Malgré les propos antimusulmans, malgré les appels à "reprendre le pays aux juifs", que Martial Lanoir multipliait sur sa chaîne Telegram, le mobile raciste n’a pas été retenu par l’instruction. La juge a estimé qu’"aucun élément de la procédure" n'accrédite le fait que le crime de Martial Lanoir contre Éric Casado Lopez "résulterait de l'origine ou de la couleur de peau des intéressés".
Que penser alors de ses saillies racistes qu’il publiait depuis des mois, et encore juste avant ce crime? Dans une note vocale diffusée sur sa chaîne Telegram le 13 mai 2022 à 23h41, c’est-à-dire trois heures avant de tirer, Martial Lanoir exhortait ses 50 abonnés à commettre des violences contre "le peuple juif" en ces termes, a constaté BFMTV:
"L’antisémitisme n’existe pas, il n’existe que la légitime défense. (…) Jusqu’au dernier, je le répète, jusqu’au dernier des derniers, éliminez les cafards! Éliminez la tique sur le dos des peuples".

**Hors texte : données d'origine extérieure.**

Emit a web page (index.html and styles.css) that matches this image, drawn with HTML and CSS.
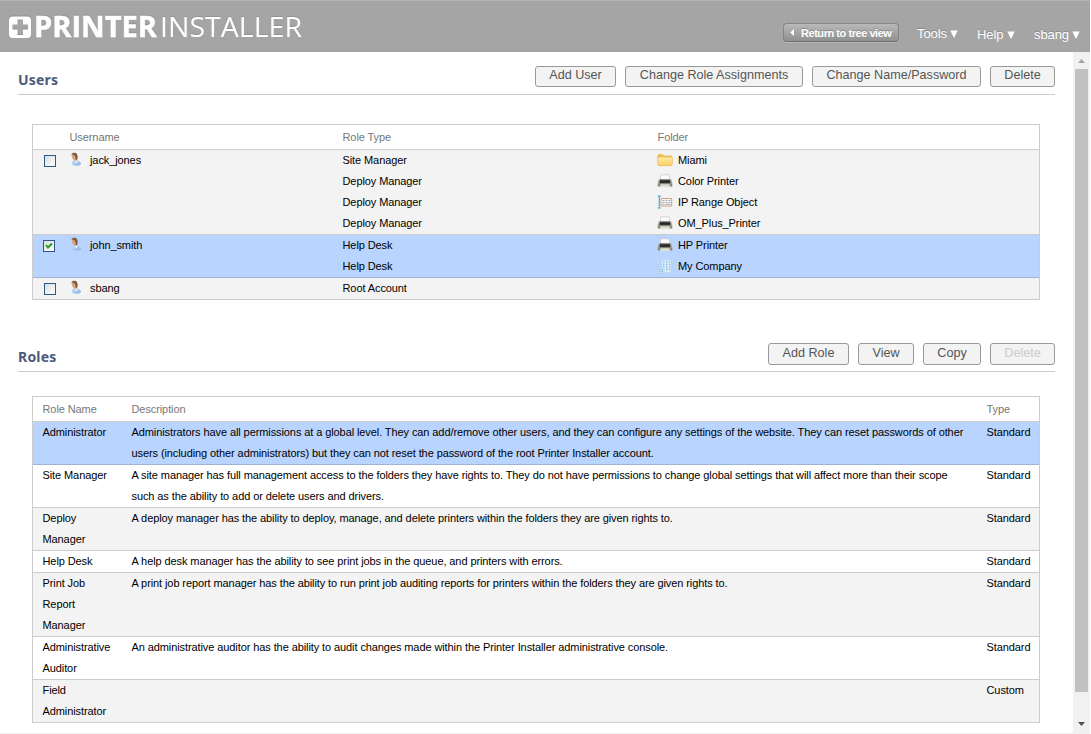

Prolifique sur cette boucle Telegram baptisée "les anti-smith" (où il avait publié plus d’une heure de notes vocales entre janvier et mai 2022, toujours accessible), Martial Lanoir attaquait indistinctement les juifs, les musulmans ou les immigrés. "Si on veut pas de l’islam sur le sol français, il faut se débarrasser des juifs (…) Battons-nous contre l’ennemi juré, les juifs, c’est par leur volonté qu’il y a des musulmans en France", annonce-t-il par exemple dans un message vocal le 9 mai. "Je pense sincèrement que si on était des milliers, armés, et bien décidés (…), on pourrait reprendre le pays", enchérit-il le 12 mai.

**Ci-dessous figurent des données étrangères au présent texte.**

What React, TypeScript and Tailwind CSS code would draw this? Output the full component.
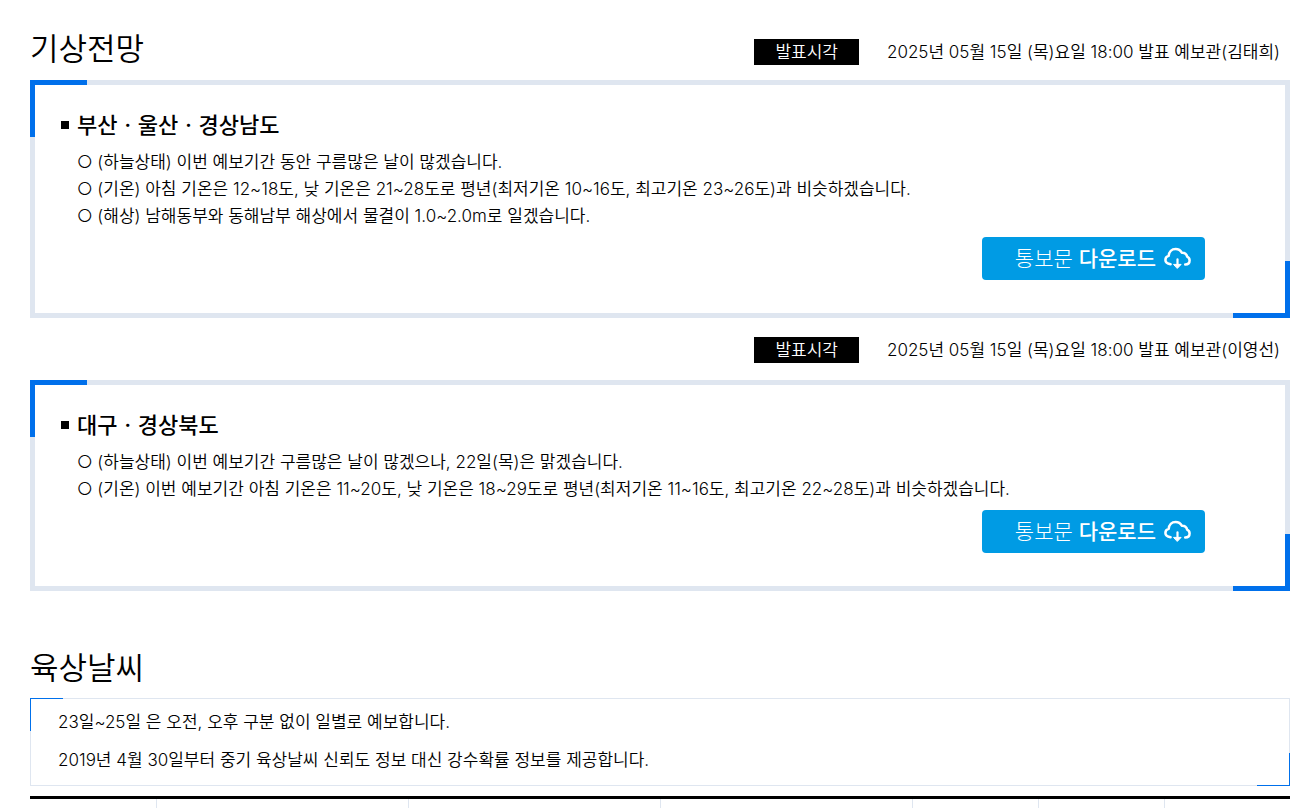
import { FC } from "react";

type Outlook = {
  region: string;
  announced: string;
  lines: string[];
};

const outlooks: Outlook[] = [
  {
    region: "부산ㆍ울산ㆍ경상남도",
    announced: "2025년 05월 15일 (목)요일 18:00 발표 예보관(김태희)",
    lines: [
      "(하늘상태) 이번 예보기간 동안 구름많은 날이 많겠습니다.",
      "(기온) 아침 기온은 12~18도, 낮 기온은 21~28도로 평년(최저기온 10~16도, 최고기온 23~26도)과 비슷하겠습니다.",
      "(해상) 남해동부와 동해남부 해상에서 물결이 1.0~2.0m로 일겠습니다.",
    ],
  },
  {
    region: "대구ㆍ경상북도",
    announced: "2025년 05월 15일 (목)요일 18:00 발표 예보관(이영선)",
    lines: [
      "(하늘상태) 이번 예보기간 구름많은 날이 많겠으나, 22일(목)은 맑겠습니다.",
      "(기온) 이번 예보기간 아침 기온은 11~20도, 낮 기온은 18~29도로 평년(최저기온 11~16도, 최고기온 22~28도)과 비슷하겠습니다.",
    ],
  },
];

const CloudDownloadIcon: FC = () => (
  <svg
    xmlns="http://www.w3.org/2000/svg"
    viewBox="0 0 27 23"
    fill="none"
    stroke="currentColor"
    strokeWidth="2.5"
    strokeLinecap="round"
    strokeLinejoin="round"
    className="w-[27px] h-[23px]"
  >
    <path d="M6.6 17.3C3.6 16.6 1.4 15.3 1.4 12.9c0-2.2 1.4-3.6 3.3-4C5 4.8 7.8 2 11.6 2c2.9 0 5 1.4 6.2 3.7 2.9-.3 5.1 1.5 5.3 4 1.6.8 2.5 2.1 2.5 3.7 0 2.6-1.8 4-4.4 4" />
    <path d="M13.5 12.4v5" strokeWidth="2.2" />
    <path d="M9.9 17.4h7.2l-3.6 3.8z" fill="currentColor" strokeWidth="1" />
  </svg>
);

const Announced: FC<{ text: string }> = ({ text }) => (
  <div className="flex items-center justify-end gap-7 pr-[10px] text-[17px] leading-[26px]">
    <span className="bg-black px-[21px] text-white">발표시각</span>
    <span>{text}</span>
  </div>
);

const OutlookBox: FC<{ outlook: Outlook }> = ({ outlook }) => (
  <article className="relative border-[5px] border-[#dfe6f0] px-[26px] pt-6 pb-[33px]">
    <span className="absolute -top-[5px] -left-[5px] size-[57px] border-t-[5px] border-l-[5px] border-[#0070eb]" />
    <span className="absolute -right-[5px] -bottom-[5px] size-[57px] border-r-[5px] border-b-[5px] border-[#0070eb]" />
    <h3 className="flex items-center gap-2 text-[22px] leading-8 font-medium">
      <span className="size-2 bg-black" />
      {outlook.region}
    </h3>
    <ul className="mt-2 ml-4 text-[17px] leading-[27px]">
      {outlook.lines.map((line) => (
        <li key={line}>○ {line}</li>
      ))}
    </ul>
    <div className="mt-[7px] mr-[54px] flex justify-end">
      <button
        type="button"
        className="flex h-[43px] cursor-pointer items-center gap-2 rounded bg-[#009be4] pr-[14px] pl-[33px] text-[21px] font-light text-white"
      >
        <span>
          통보문 <strong className="font-medium">다운로드</strong>
        </span>
        <CloudDownloadIcon />
      </button>
    </div>
  </article>
);

const App: FC = () => {
  return (
    <main className="overflow-hidden bg-white pr-[10px] pl-[30px] font-[Inter,'Noto_Sans_CJK_KR',sans-serif] font-[350] text-black">
      <section>
        <div className="flex items-end justify-between pt-7">
          <h2 className="pb-[11px] text-[31px] leading-[41px]">기상전망</h2>
          <div className="pb-[15px]">
            <Announced text={outlooks[0].announced} />
          </div>
        </div>
        <OutlookBox outlook={outlooks[0]} />
        <div className="pt-[19px] pb-[17px]">
          <Announced text={outlooks[1].announced} />
        </div>
        <OutlookBox outlook={outlooks[1]} />
      </section>

      <section className="mt-14">
        <h2 className="text-[31px] leading-[41px]">육상날씨</h2>
        <div className="relative mt-[10px] border border-[#dfe6f0] px-[27px] pt-1 pb-[6px] text-[17px] leading-[38px]">
          <span className="absolute -top-px -left-px size-[33px] border-t border-l border-[#0070eb]" />
          <span className="absolute -right-px -bottom-px size-[33px] border-r border-b border-[#0070eb]" />
          <p>23일~25일 은 오전, 오후 구분 없이 일별로 예보합니다.</p>
          <p>2019년 4월 30일부터 중기 육상날씨 신뢰도 정보 대신 강수확률 정보를 제공합니다.</p>
        </div>
        <table className="mt-[10px] w-full table-fixed border-t-[3px] border-black">
          <thead>
            <tr className="h-[10px] divide-x divide-[#dfe6f0]">
              <th className="w-1/10" />
              <th className="w-1/5" />
              <th className="w-1/5" />
              <th className="w-1/5" />
              <th className="w-1/10" />
              <th className="w-1/10" />
              <th className="w-1/10" />
            </tr>
          </thead>
        </table>
      </section>
    </main>
  );
};

export default App;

Persuadé que la guerre civile était à nos portes, Martial Lanoir avait dérobé un pistolet à un ami et le portait continuellement à la ceinture. "J’ai la conviction que l’on est face à un crime raciste. C’est une personnalité de la fachosphère et il a tiré sur quelqu’un qu’il a assimilé à une personne d’origine maghrébine", cingle Me Avi Bitton, avocat de la famille Casado Lopez. L’accusé encourt 30 ans de réclusion.